Novelist Ian McEwan admitted he had felt a pang of guilt at scooping literature's top accolade, writes GILL SMITH. The north Oxford author came from behind to snatch the Booker Prize at the third attempt for his novel Amsterdam.

But like the bookies, Mr McEwan had been convinced that the accolade already belonged to hot favourite Beryl Bainbridge, who had been short-listed four times before.

He said: "I was almost certain it would be Beryl. My wife had said 'Let's think of it as Beryl's evening and have a nice dinner'. I'd resigned myself."

When the judges' verdict was announced his rival, who was said to have been 'upset' by the experience, had been gracious in defeat and offered a hug of congratulation.

Asked if he felt slightly guilty he said: "I did but it soon wore off."

It had been a night of euphoria for the Oxford author, who joined family and colleagues at a party in Soho after the award ceremony. Many of those present had gathered earlier in the evening to see the result on a TV screen. A giant 'football-style' roar had erupted when Mr McEwan's name was read out.

But as he spoke to theOxford Mail the morning after his triumph, reality was beginning to dawn.

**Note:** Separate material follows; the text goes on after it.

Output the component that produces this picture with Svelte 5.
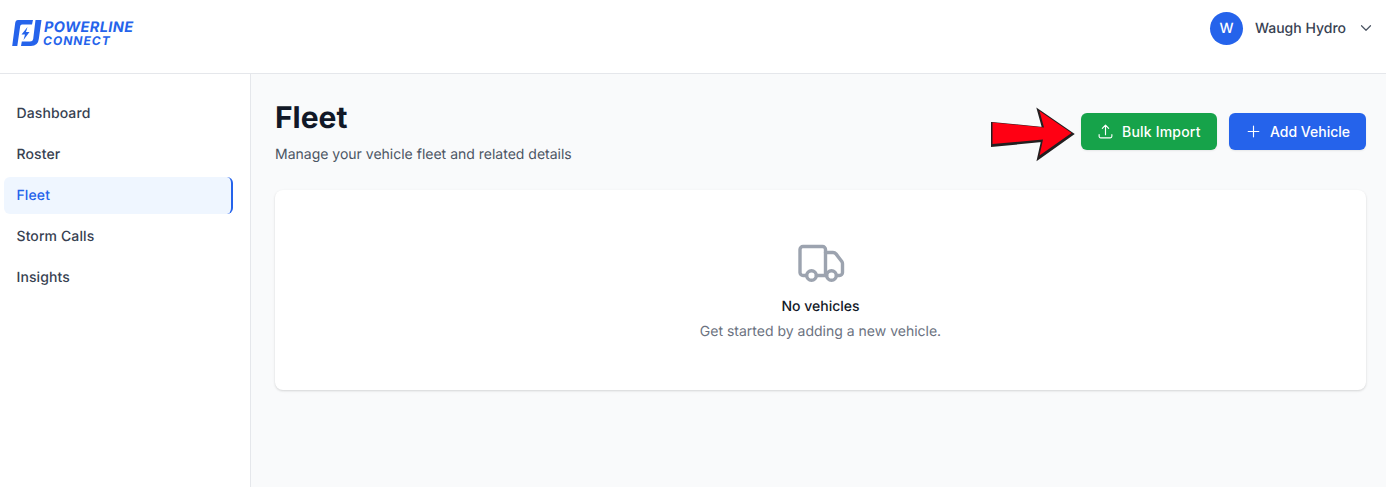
<script lang="ts">
    const navItems = ["Dashboard", "Roster", "Fleet", "Storm Calls", "Insights"];
    let current = "Fleet";
</script>

<div class="page">
    <header class="topbar">
        <div class="logo">
            <svg class="logo-mark" width="30" height="28" viewBox="0 0 30 28" aria-hidden="true">
                <path d="M6 1 H21 L20 5.5 H10 Q8.5 5.5 8.2 7 L5.3 27 H0.2 L3.2 4 Q3.6 1 6 1 Z" fill="#2563eb" />
                <path d="M23.5 1 H29.5 L26.8 20 Q26 27 19 27 H9 L9.8 22.5 H18 Q20.8 22.5 21.2 20 Z" fill="#2563eb" />
                <path d="M15.5 8 L9.5 15.5 H13 L11.5 21 L17.5 13 H14 Z" fill="#2563eb" />
            </svg>
            <div class="logo-text">
                <span class="logo-top">POWERLINE</span>
                <span class="logo-bottom">CONNECT</span>
            </div>
        </div>
        <div class="user">
            <span class="avatar">W</span>
            <span class="user-name">Waugh Hydro</span>
            <svg width="12" height="12" viewBox="0 0 24 24" fill="none" stroke="#4b5563" stroke-width="2.4" stroke-linecap="round" stroke-linejoin="round" aria-hidden="true">
                <path d="M3 7.5l9 9 9-9" />
            </svg>
        </div>
    </header>

    <div class="body">
        <nav class="sidebar">
            {#each navItems as item}
                <div class="nav-item" class:active={item === current}>{item}</div>
            {/each}
        </nav>

        <main class="content">
            <div class="head">
                <div>
                    <h1>Fleet</h1>
                    <p class="subtitle">Manage your vehicle fleet and related details</p>
                </div>
                <div class="actions">
                    <button class="btn btn-green">
                        <svg width="17" height="17" viewBox="0 0 24 24" fill="none" stroke="currentColor" stroke-width="1.6" stroke-linecap="round" stroke-linejoin="round" aria-hidden="true">
                            <path d="M3 16.5v2.25A2.25 2.25 0 0 0 5.25 21h13.5A2.25 2.25 0 0 0 21 18.75V16.5M7.5 7.5 12 3m0 0 4.5 4.5M12 3v13.5" />
                        </svg>
                        Bulk Import
                    </button>
                    <button class="btn btn-blue">
                        <svg width="17" height="17" viewBox="0 0 24 24" fill="none" stroke="currentColor" stroke-width="1.6" stroke-linecap="round" stroke-linejoin="round" aria-hidden="true">
                            <path d="M12 4.5v15m7.5-7.5h-15" />
                        </svg>
                        Add Vehicle
                    </button>
                </div>
            </div>

            <section class="card">
                <svg class="truck" width="48" height="48" viewBox="0 0 48 48" fill="none" stroke="#9ca3af" stroke-width="3.4" stroke-linecap="round" stroke-linejoin="round" aria-hidden="true">
                    <path d="M9.5 35.5 H6 a3 3 0 0 1-3-3 V9.5 a3 3 0 0 1 3-3 H25.5 a3 3 0 0 1 3 3 V35.5" />
                    <path d="M19.5 35.5 H29.5" />
                    <path d="M28.5 12.5 H36 a4 4 0 0 1 3 1.4 L44.8 21.5 a4 4 0 0 1 .7 2.2 V32.5 a3 3 0 0 1-3 3 H39.5" />
                    <circle cx="14.5" cy="35.5" r="4.8" />
                    <circle cx="34.5" cy="35.5" r="4.8" />
                </svg>
                <h3>No vehicles</h3>
                <p>Get started by adding a new vehicle.</p>
            </section>
        </main>
    </div>

    <!-- red annotation arrow drawn over the screenshot -->
    <svg class="arrow" width="86" height="56" viewBox="0 0 86 56" aria-hidden="true">
        <path d="M2 16 L53 21 L48 3 L83 27 L48 52 L52 34 L2 39 Z" fill="#231f20" stroke="#231f20" stroke-width="2" stroke-linejoin="miter" transform="translate(0 1)" />
        <path d="M2.5 16.5 L54 21.5 L49.5 5 L81.5 27 L49.5 49.5 L53 33.5 L2.5 38 Z" fill="#ff0013" />
    </svg>
</div>

<style>
    :global(body) {
        margin: 0;
        font-family: Inter, "Liberation Sans", sans-serif;
        text-rendering: geometricPrecision;
        background: #f9fafb;
    }

    .page {
        position: relative;
        width: 1386px;
        height: 487px;
        overflow: hidden;
        display: flex;
        flex-direction: column;
    }

    .topbar {
        height: 73px;
        flex-shrink: 0;
        background: #fff;
        border-bottom: 1px solid #e5e7eb;
        display: flex;
        align-items: center;
        justify-content: space-between;
        padding: 0 14px 0 12px;
    }

    .logo {
        display: flex;
        align-items: center;
        gap: 2px;
        margin-top: -7px;
    }

    .logo-text {
        display: flex;
        flex-direction: column;
        font-style: italic;
        font-weight: 700;
        color: #2563eb;
        line-height: 13px;
        margin-top: 1px;
    }

    .logo-top {
        font-size: 14.5px;
        letter-spacing: 0.4px;
    }

    .logo-bottom {
        font-size: 12px;
        letter-spacing: 1px;
        margin-left: -1px;
    }

    .user {
        display: flex;
        align-items: center;
        margin-top: -17px;
    }

    .avatar {
        width: 33px;
        height: 33px;
        border-radius: 50%;
        background: #2563eb;
        color: #fff;
        font-size: 14px;
        font-weight: 500;
        display: flex;
        align-items: center;
        justify-content: center;
    }

    .user-name {
        margin: 0 14px 0 12px;
        font-size: 14px;
        font-weight: 500;
        color: #374151;
    }

    .body {
        flex: 1;
        display: flex;
        min-height: 0;
    }

    .sidebar {
        width: 251px;
        flex-shrink: 0;
        box-sizing: border-box;
        background: #fff;
        border-right: 1px solid #e5e7eb;
        padding: 21px 17px 0 4px;
        display: flex;
        flex-direction: column;
        gap: 4px;
    }

    .nav-item {
        height: 37px;
        box-sizing: border-box;
        padding: 0 12.5px 1px;
        display: flex;
        align-items: center;
        border-radius: 6px;
        font-size: 14px;
        font-weight: 500;
        letter-spacing: 0.1px;
        color: #374151;
    }

    .nav-item.active {
        background: #eff6ff;
        color: #2563eb;
        border-right: 2px solid #2563eb;
    }

    .content {
        flex: 1;
        padding: 26px 20px 0 24px;
    }

    .head {
        display: flex;
        justify-content: space-between;
        align-items: flex-start;
    }

    h1 {
        margin: 0;
        font-size: 30px;
        line-height: 36px;
        font-weight: 700;
        color: #111827;
    }

    .subtitle {
        margin: 9px 0 0;
        font-size: 14px;
        line-height: 20px;
        color: #4b5563;
    }

    .actions {
        display: flex;
        gap: 12px;
        margin-top: 13px;
    }

    .btn {
        height: 37px;
        border: none;
        border-radius: 6px;
        color: #fff;
        font-family: inherit;
        font-size: 14px;
        font-weight: 500;
        display: flex;
        align-items: center;
        gap: 8px;
        box-shadow: 0 1px 2px rgba(0, 0, 0, 0.08);
    }

    .btn-green {
        width: 136px;
        padding: 0 0 0 16px;
        letter-spacing: 0.2px;
        background: #16a34a;
    }

    .btn-blue {
        width: 137px;
        padding: 0 0 0 16px;
        background: #2563eb;
    }

    .card {
        margin-top: 25px;
        height: 200px;
        box-sizing: border-box;
        background: #fff;
        border-radius: 8px;
        box-shadow: 0 1px 3px rgba(0, 0, 0, 0.1), 0 1px 2px rgba(0, 0, 0, 0.06);
        display: flex;
        flex-direction: column;
        align-items: center;
        padding-top: 50px;
    }

    .truck {
        display: block;
    }

    h3 {
        margin: 9px 0 0;
        font-size: 14px;
        line-height: 20px;
        font-weight: 500;
        color: #111827;
    }

    .card p {
        margin: 5px 0 0;
        font-size: 14px;
        line-height: 20px;
        color: #6b7280;
    }

    .arrow {
        position: absolute;
        left: 990px;
        top: 106px;
    }
</style>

Mr McEwan said: "I think it has sunk in now. I woke up and thought 'mmm, this is nice'.

At the ceremony former Foreign Secretary Lord Hurd, chairman of the judges' panel, had said there was no masterpiece among books on the shortlist.

But the author insisted that these comments had taken none of the gloss off his victory.

He said: "I hear that every year. I can't remember a time when people said it was a vintage year packed with masterpieces. The vintage years are always well in the past."

Mr McEwan added: "In ten or 15 years' time you may look back on this year and say Douglas Hurd was right but people might say 'what a year that was'."

Asked how winning the Booker Prize would affect his life, he joked: "Ask me in a couple of weeks' time.

"I'll sell more books. The Booker Prize has enormous sway around the world. In America they take it very seriously. "Whether it's going to be more intrusive in getting down to some work is a possibility, or whether one goes round with a pleasant hum."

Mr McEwan, who was was the first pupil on Malcolm Bradbury's creative writing course at East Anglia University, said that his literary success had crept up on him.

He said: "I don't remember having any big ambitions beyond writing a story that would be accepted by a literary magazine.

"It was only when I saw my name on the cover of an American magazine that I thought 'Whor, this could happen'."

The comic novel which won him the Booker prize centres on a woman whose lovers include a famous composer, the editor of a broadsheet newspaper and a Foreign Secretary.

Despite the numerous requests for interviews and the press attention of the last 24 hours, the author is keeping his feet firmly on the ground. He is looking forward to returning to what he does best - writing.

"I don't want to get to blown away by it," he said. "I want to get back to work."

Next week, he assures, it will be back to business as usual.

STRANGE TWIST OF FATE

It was the comic novel Amsterdam which clinched Ian McEwan Britain's most sought-after literary prize.

But ironically the author had become renowned for the dark and sinister ideas running through his earlier work. McEwan had been dubbed Ian Macabre and among the themes he explored in his early novels were rape, dismemberment and murder.

The author was born in 1940 into a military family and had an unsettled childhood, moving between Britain, Singapore and north Africa.

His literary talents were nurtured at East Anglia University, where he became the first pupil on Malcolm Bradbury's creative writing course.

McEwan was said to have been so impressive that he was credited with convincing the university that the course was actually worth running.

He went on to win the Whitbread Novel of the Year award in 1987 for his book The Child in Time and was shortlisted for the Booker Prize in 1981 for the Comfort of Strangers. He was shortlisted for the Booker again in 1992 for Black Dogs.

The author, who has been married twice, lives in north Oxford and is married to Annalena McAfee, a journalist with the Financial Times.